O que é a lei europeia dos serviços digitais?
O DSA regula as grandes plataformas online, como a X e a Meta, com mais de 45 milhões de utilizadores por mês na União Europeia, bem como as lojas de aplicações de empresas como a Apple e a Alphabet.
O seu principal objetivo é evitar atividades ilegais e prejudiciais em linha e a propagação de desinformação. A X de Musk foi a primeira empresa a ser investigada ao abrigo da DSA por conteúdos ilegais, em dezembro de 2023.
Uma empresa pode ser multada em até seis por cento do seu volume de negócios anual global por violar o DSA e em até cinco por cento do volume de negócios diário mundial por cada dia de atraso no cumprimento das medidas corretivas.
Se a infração persistir e causar danos graves aos utilizadores, a Comissão pode solicitar a suspensão do serviço.
A Comissão deu igualmente início a processos contra a Meta e as empresas chinesas AliExpress, Temu e TikTok.
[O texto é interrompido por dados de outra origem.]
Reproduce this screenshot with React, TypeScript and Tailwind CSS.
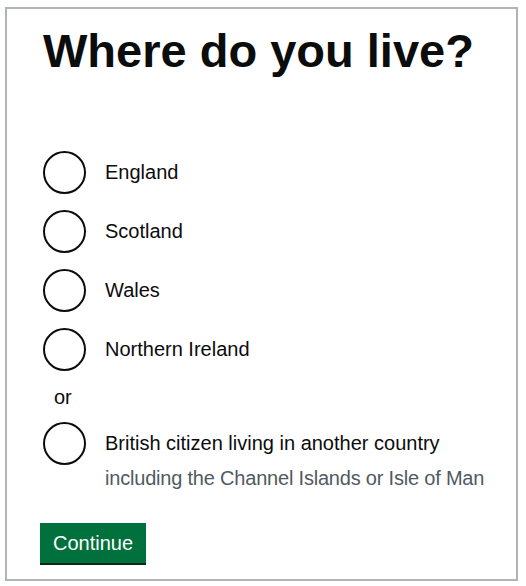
import React from "react";

function Radio({ label, hint }: { label: string; hint?: string }) {
  return (
    <div className="flex items-start">
      <div className="w-[43px] h-[43px] rounded-full border-2 border-[#0b0c0c] shrink-0 bg-white" />
      <div className="ml-[19px] pt-[9px]">
        <div className="text-[20px] leading-[25px] text-[#0b0c0c]">{label}</div>
        {hint && <div className="text-[20px] leading-[25px] text-[#505a5f] mt-[10px] tracking-[-0.2px]">{hint}</div>}
      </div>
    </div>
  );
}

export default function App() {
  return (
    <div className="pl-[5px] pt-[7px] font-['Liberation_Sans',Arial,sans-serif]">
      <div className="w-[513px] h-[574px] border-2 border-[#b1b4b6] bg-white pl-[36px] pt-[14px]">
        <h1 className="text-[47px] leading-[56px] font-bold text-[#0b0c0c]">Where do you live?</h1>
        <div className="mt-[72px] flex flex-col gap-[16px]">
          <Radio label="England" />
          <Radio label="Scotland" />
          <Radio label="Wales" />
          <Radio label="Northern Ireland" />
        </div>
        <div className="text-[20px] leading-[25px] text-[#0b0c0c] mt-[14px] ml-[11px]">or</div>
        <div className="mt-[12px]">
          <Radio label="British citizen living in another country" hint="including the Channel Islands or Isle of Man" />
        </div>
        <button className="mt-[32px] -ml-[3px] bg-[#00703c] text-white text-[20px] leading-[25px] px-[13px] pt-[8px] pb-[7px] shadow-[0_2px_0_#002d18]">
          Continue
        </button>
      </div>
    </div>
  );
}
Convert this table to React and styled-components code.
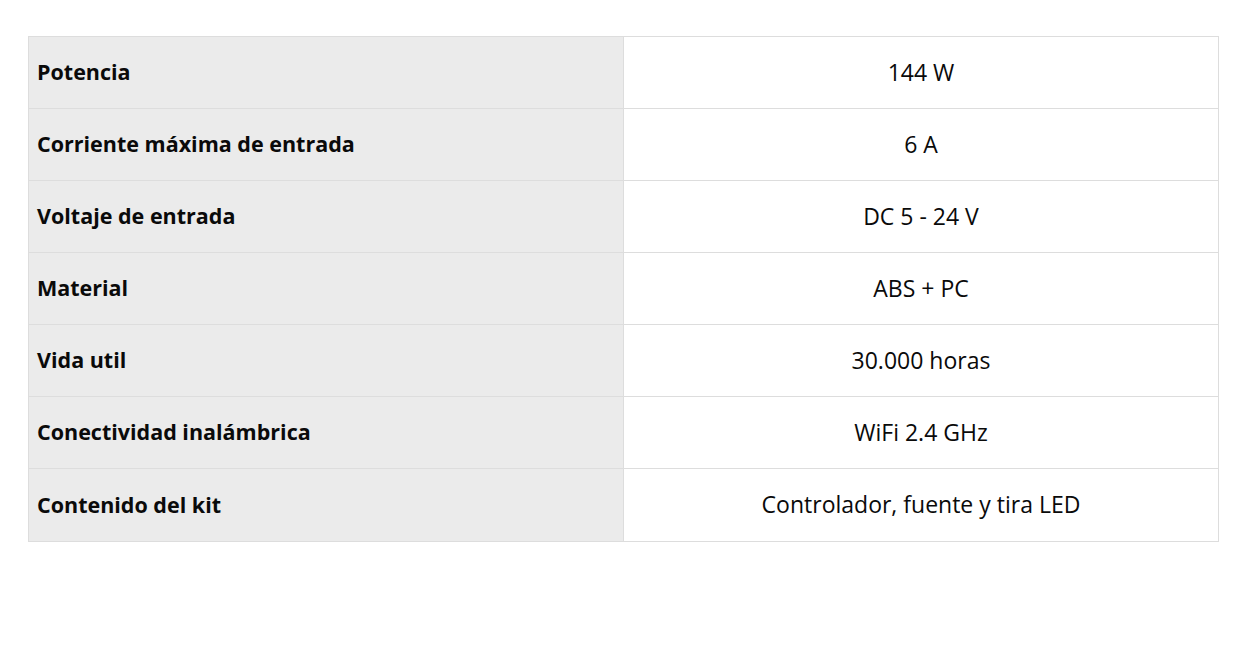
import styled, { createGlobalStyle } from "styled-components";

const GlobalStyle = createGlobalStyle`
  body {
    margin: 0;
    background: #ffffff;
    font-family: "Open Sans", "Liberation Sans", sans-serif;
  }
`;

const Page = styled.div`
  padding: 36px 0 0 28px;
`;

const Table = styled.div`
  width: 1191px;
  display: grid;
  grid-template-columns: 595px 1fr;
  border: 1px solid #dddddd;
  box-sizing: border-box;
`;

const Cell = styled.div`
  height: 72px;
  box-sizing: border-box;
  display: flex;
  align-items: center;
  padding-bottom: 2px;
  border-bottom: ${(props) => (props.last ? "none" : "1px solid #dddddd")};
  color: #0a0a0a;
`;

const Label = styled(Cell)`
  background: #ebebeb;
  border-right: 1px solid #dddddd;
  padding-left: 8px;
  font-weight: 700;
  font-size: 21.5px;
`;

const Value = styled(Cell)`
  background: #ffffff;
  justify-content: center;
  font-weight: 400;
  font-size: 23px;
`;

const rows = [
  ["Potencia", "144 W"],
  ["Corriente máxima de entrada", "6 A"],
  ["Voltaje de entrada", "DC 5 - 24 V"],
  ["Material", "ABS + PC"],
  ["Vida util", "30.000 horas"],
  ["Conectividad inalámbrica", "WiFi 2.4 GHz"],
  ["Contenido del kit", "Controlador, fuente y tira LED"],
];

export default function App() {
  return (
    <>
      <GlobalStyle />
      <Page>
        <Table>
          {rows.map(([label, value], i) => {
            const last = i === rows.length - 1;
            return [
              <Label key={label} last={last}>
                {label}
              </Label>,
              <Value key={label + "-v"} last={last}>
                {value}
              </Value>,
            ];
          })}
        </Table>
      </Page>
    </>
  );
}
Todos os processos, incluindo o contra a X, estão ainda em curso, com exceção de um contra o TikTok, encerrado depois de a plataforma de partilha de vídeos ter respondido às preocupações da União Europeia.
Cerca de 150 funcionários da União Europeia são responsáveis pela aplicação do DSA, tanto na DG CONNECT da Comissão, em Bruxelas, como no Centro Europeu para a Transparência dos Algoritmos, em Espanha.
Thierry Breton, antigo comissário europeu responsável pela indústria, recordou no X as regras do DSA destinadas a proteger a democracia em torno das eleições.
Os altos funcionários da União Europeia reconhecem o desafio apresentado por Musk, mas insistem que a DSA está à altura do desafio.
“O senhor Musk é livre de expressar as suas opiniões na UE, online e offline, dentro dos limites legais”, afirmou Michael McGrath, Comissário Europeu para a Democracia, a Justiça, o Estado de Direito e a Proteção dos Consumidores.
Antes de Musk entrevistar Trump em agosto passado, Breton instou-o a cumprir a legislação comunitária, uma vez que a transmissão em direto seria acessível na UE.
Na altura, a União Europeia acusou a rede social X de enganar os utilizadores com a marca de verificação azul, que anteriormente indicava que uma conta tinha sido verificada como pertencente a uma figura pública, mas que foi alterada para designar um subscritor pago.
Elon Musk ameaçou com um processo judicial e acusou a Comissão, sem apresentar provas, de oferecer à X um acordo secreto ilegal para censurar o discurso. A Comissão acusou igualmente a X de não fornecer um acesso fácil a informações pesquisáveis e fiáveis sobre os anúncios e de bloquear o acesso dos investigadores aos seus dados públicos.